Every Spanish Christian over the age of twelve (for girls) and fourteen (for boys) was accountable to the Inquisition. The Inquisition only held jurisdiction over those who had converted from Judaism or Islam but who were suspected of secretly practising their old rites, as this corrupted the pure doctrine and faithful practice of the Christian faith. Anyone who spoke against the Inquisition could fall under suspicion – as did saints Teresa of Ávila and John of the Cross.

Although the Inquisition is often viewed as being directed against Jews, in fact it had no jurisdiction or authority over unconverted Jews, or Muslims, and never claimed any. Only baptised Christians, in other words, persons who claimed to be Catholics, faced possible investigation; and of those called to appear before the Holy Office, most were released after their first hearing without any further incident.
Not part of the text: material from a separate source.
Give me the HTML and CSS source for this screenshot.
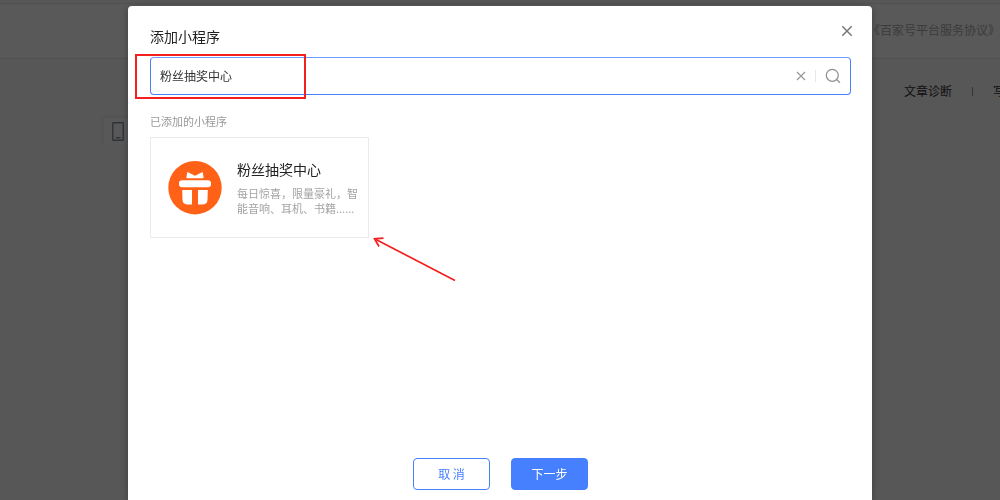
FILE: index.html
```html
<!DOCTYPE html>
<html lang="zh-CN">
<head>
<meta charset="utf-8">
<title>添加小程序</title>
<link rel="stylesheet" href="styles.css">
</head>
<body>
<div class="page">
  <div class="page-strip"></div>
  <header class="page-header"><a class="agreement" href="#">《百家号平台服务协议》</a></header>
  <nav class="page-tools">
    <a class="tool" href="#">文章诊断</a>
    <span class="tool-divider"></span>
    <a class="tool" href="#">写作助手</a>
  </nav>
  <div class="preview">
    <svg width="12" height="19" viewBox="0 0 12 19" fill="none" stroke="#8890a4" stroke-width="1.4"><rect x=".8" y=".8" width="10.4" height="17.4" rx=".5"/><path d="M4 15.7h4.5"/></svg>
  </div>
</div>

<div class="overlay">
  <section class="modal" role="dialog" aria-labelledby="modal-title">
    <header class="modal-header">
      <h1 class="modal-title" id="modal-title">添加小程序</h1>
      <button class="icon-button" type="button" aria-label="关闭">
        <svg width="12" height="12" viewBox="0 0 12 12" fill="none" stroke="#777" stroke-width="1.5"><path d="M1.300 1.300l9.400 9.400M10.700 1.300l-9.400 9.400"/></svg>
      </button>
    </header>

    <div class="search">
      <input class="search-input" type="text" aria-label="搜索小程序" value="粉丝抽奖中心">
      <button class="icon-button" type="button" aria-label="清空">
        <svg width="10" height="10" viewBox="0 0 10 10" fill="none" stroke="#999" stroke-width="1.2"><path d="M1 1l8 8M9 1L1 9"/></svg>
      </button>
      <span class="search-divider"></span>
      <button class="icon-button" type="button" aria-label="搜索">
        <svg width="16" height="16" viewBox="0 0 16 16" fill="none" stroke="#8f8f8f" stroke-width="1.2"><circle cx="7.300" cy="7.300" r="6"/><path d="M11.500 11.500l3.500 3.200"/></svg>
      </button>
      <span class="highlight"></span>
    </div>

    <h2 class="section-label">已添加的小程序</h2>
    <article class="card">
      <svg class="card-icon" width="54" height="54" viewBox="0 0 54 54">
        <circle cx="27" cy="26.700" r="26.700" fill="#ff6117"/>
        <g fill="#fff">
          <path d="M19.200 11.500Q19.300 10.800 20 11.200L27 14.800l7-3.600q.7-.4.8.3l.8 4.800q.1.900-.8.900H19.200q-.9 0-.8-.9z"/>
          <rect x="11" y="19.200" width="32" height="7" rx="3"/>
          <path d="M14.200 29H24v14.400h-4.900q-4.300 0-4.600-4.300zM30 29h9.800l-.3 10.100q-.3 4.300-4.600 4.300H30z"/>
        </g>
      </svg>
      <div class="card-body">
        <h3 class="card-title">粉丝抽奖中心</h3>
        <p class="card-text">每日惊喜，限量豪礼，智<br>能音响、耳机、书籍......</p>
      </div>
      <svg class="arrow" width="86" height="48" viewBox="0 0 86 48" fill="none" stroke="#f4201f" stroke-width="1.700"><path d="M82 43.500L3 2.500"/><path d="M10.500 1.200L1.500 1.800L6 9.500"/></svg>
    </article>

    <footer class="modal-footer">
      <button class="button" type="button">取 消</button>
      <button class="button button-primary" type="button">下一步</button>
    </footer>
  </section>
</div>
</body>
</html>
```
FILE: styles.css
```css
* {
  box-sizing: border-box;
}

body {
  margin: 0;
  overflow: hidden;
  background: #f8f8f8;
  color: #222;
  font-family: "Noto Sans CJK SC", sans-serif;
  font-size: 12px;
  font-weight: 400;
  line-height: 16px;
}

h1, h2, h3, p {
  margin: 0;
  font-weight: 400;
}

a {
  color: inherit;
  text-decoration: none;
}

button, input {
  padding: 0;
  border: 0;
  background: none;
  font: inherit;
  color: inherit;
}

svg {
  display: block;
}

.page-strip {
  height: 4px;
  border-bottom: 1px solid #e6e6e6;
}

.page-header {
  display: flex;
  align-items: center;
  justify-content: flex-end;
  height: 55px;
  padding-bottom: 2px;
  border-bottom: 1px solid #e8e8e8;
  background: #fff;
}

.agreement {
  color: #aaa;
}

.page-tools {
  display: flex;
  align-items: center;
  justify-content: flex-end;
  gap: 20px;
  height: 64px;
  margin-right: -41px;
  color: #333;
  white-space: nowrap;
}

.tool-divider {
  width: 1px;
  height: 9px;
  background: #999;
}

.preview {
  display: flex;
  align-items: center;
  width: 60px;
  height: 26px;
  margin: -5px 0 0 104px;
  padding-left: 8px;
  background: #fbfbfb;
  box-shadow: 0 0 4px #ddd;
}

.overlay {
  position: fixed;
  inset: 0;
  display: flex;
  justify-content: center;
  padding-top: 6px;
  background: rgba(0, 0, 0, 0.65);
}

.modal {
  display: flex;
  flex-direction: column;
  width: 744px;
  padding: 12px 21px 10px 22px;
  border-radius: 4px 4px 0 0;
  background: #fff;
  box-shadow: 0 2px 8px rgba(0, 0, 0, 0.3);
}

.modal-header {
  display: flex;
  align-items: flex-start;
  justify-content: space-between;
  height: 39px;
  margin-right: -2px;
}

.modal-header .icon-button {
  margin-top: 7px;
}

.modal-title {
  margin-top: 8px;
  font-size: 14px;
  line-height: 20px;
}

.icon-button {
  flex: none;
  cursor: pointer;
}

.search {
  position: relative;
  display: flex;
  align-items: center;
  height: 38px;
  padding: 0 9px;
  border: 1px solid #4780ff;
  border-top-color: #6e9bff;
  border-radius: 4px;
}

.search-input {
  flex: 1;
  min-width: 0;
  height: 34px;
  padding-bottom: 2px;
  color: #333;
  outline: none;
}

.search-divider {
  width: 1px;
  height: 12px;
  margin: 0 9px;
  background: #e8e8e8;
}

.highlight {
  position: absolute;
  top: -4px;
  left: -16px;
  width: 171px;
  height: 45px;
  border: 2px solid #f4201f;
  pointer-events: none;
}

.section-label {
  margin: 18px 0 8px;
  color: #999;
  font-size: 11px;
  line-height: 16px;
}

.card {
  position: relative;
  display: flex;
  align-items: center;
  gap: 15px;
  width: 219px;
  height: 101px;
  padding: 0 0 0 17px;
  border: 1px solid #ebebeb;
}

.card-icon {
  flex: none;
}

.card-body {
  padding-bottom: 1px;
  white-space: nowrap;
}

.card-title {
  margin-bottom: 7px;
  font-size: 14px;
  line-height: 20px;
}

.card-text {
  color: #a3a3a3;
  font-size: 11px;
  line-height: 15px;
}

.arrow {
  position: absolute;
  top: 99px;
  left: 222px;
}

.modal-footer {
  display: flex;
  justify-content: center;
  gap: 21px;
  margin-top: auto;
}

.button {
  width: 77px;
  height: 32px;
  border: 1px solid #4780ff;
  border-radius: 4px;
  color: #4780ff;
  cursor: pointer;
}

.button-primary {
  background: #4780ff;
  color: #fff;
}
```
Accusations of excess regarding the Spanish Inquisition can be supported by reference to a papal bull by Pope Sixtus IV dating from early 1482 (before Torquemada's appointment as Grand Inquisitor), affirming that,

many true and faithful Christians, because of the testimony of enemies, rivals, slaves and other low people—and still less appropriate—without tests of any kind, have been locked up in secular prisons, tortured and condemned like relapsed heretics, deprived of their goods and properties, and given over to the secular arm to be executed, at great danger to their souls, giving a pernicious example and causing scandal to many.[3]

So hated did he become that at one point Torquemada traveled with a bodyguard of 50 mounted guards and 250 armed men. After 15 years as Spain's Grand Inquisitor, he died in 1498 in Ávila. For his role in the Spanish Inquisition, Torquemada's name has become a byword for fanaticism in the service of the Catholic religion. However, Torquemada was something of an early penal reformer. He cleaned up the Inquisition's prisons and ordered that the prisoners be properly fed and clothed. In time the number of common criminals petitioning to have their cases transferred to the Inquisitional courts became an administrative burden.

Secrecy being one of the keys to the workings of the Inquisition, Torquemada's manual of instructions (Copilacion de las Instruciones del Offico de la Sancta Inquisicion) did not appear publicly in print until 1576, when it was published in Madrid.

In 1832, Torquemada's tomb was ransacked, his bones stolen and burnt to ashes.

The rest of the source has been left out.